Louisa: I wish we could go back to when there were no skateparks and skateboarding was just on the street again. Don’t get me wrong skateparks are fun, but the essence of skateboarding is way more alive when you’re out on the streets.
Jenna: Yeah I agree, although you do meet more people at a park. When you’re out in the street and exploring for spots, things are a lot more creative… you find people repeat the same tricks again and again when skating a park. I reckon perhaps a mix of the two is a good thing?
Louisa: Road trips are fun and therefore we need more of those.
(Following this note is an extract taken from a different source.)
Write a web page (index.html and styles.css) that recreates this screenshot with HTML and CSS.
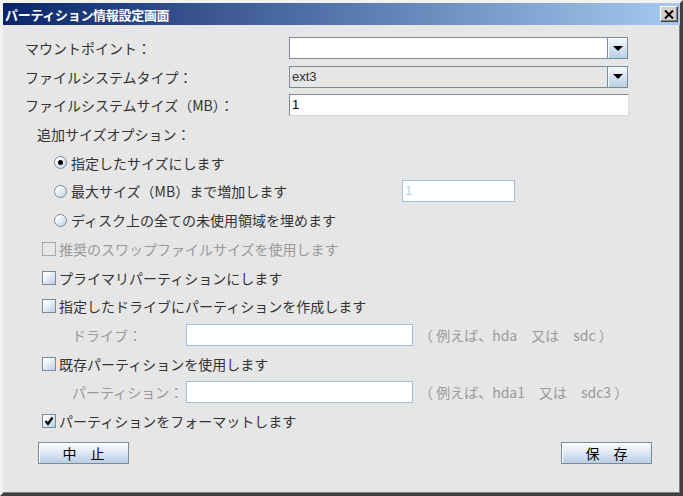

Jenna: Definitely road trips. At the end of the day, although exposure is good, people have to also enjoy what they are doing or what’s the point. Comps can be a bit daunting and expecting people to be able to perform to their best in a three-minute run is a lot of pressure.
Louisa: The best thing about skateboarding is that you can do it everywhere. It’s different and similar wherever you go, just like music.
Jenna: Yep, skating is about making the most of what you’ve got, the crappiest park or spot can turn out to be a lot of fun… America has better weather than Europe, though!
Louisa: Instagram is pretty interesting, I just can’t seem to get a grip on why Oprah Winfrey gets a 10,368 likes on a photo of a cup of tea, though.
Jenna: I’ve not used it but I reckon like any new technology there is always a bit of overkill, like when colour photography became accessible to everyone.
Louisa: Whoever thinks that [skating and photography is redundant] is on a sinking ship.
Jenna: Yeah, perhaps it’s time to capture kids on scooters instead? That’s when you know things are going downhill! Skating and photography are about exploring and using your environment – something which is ever-changing.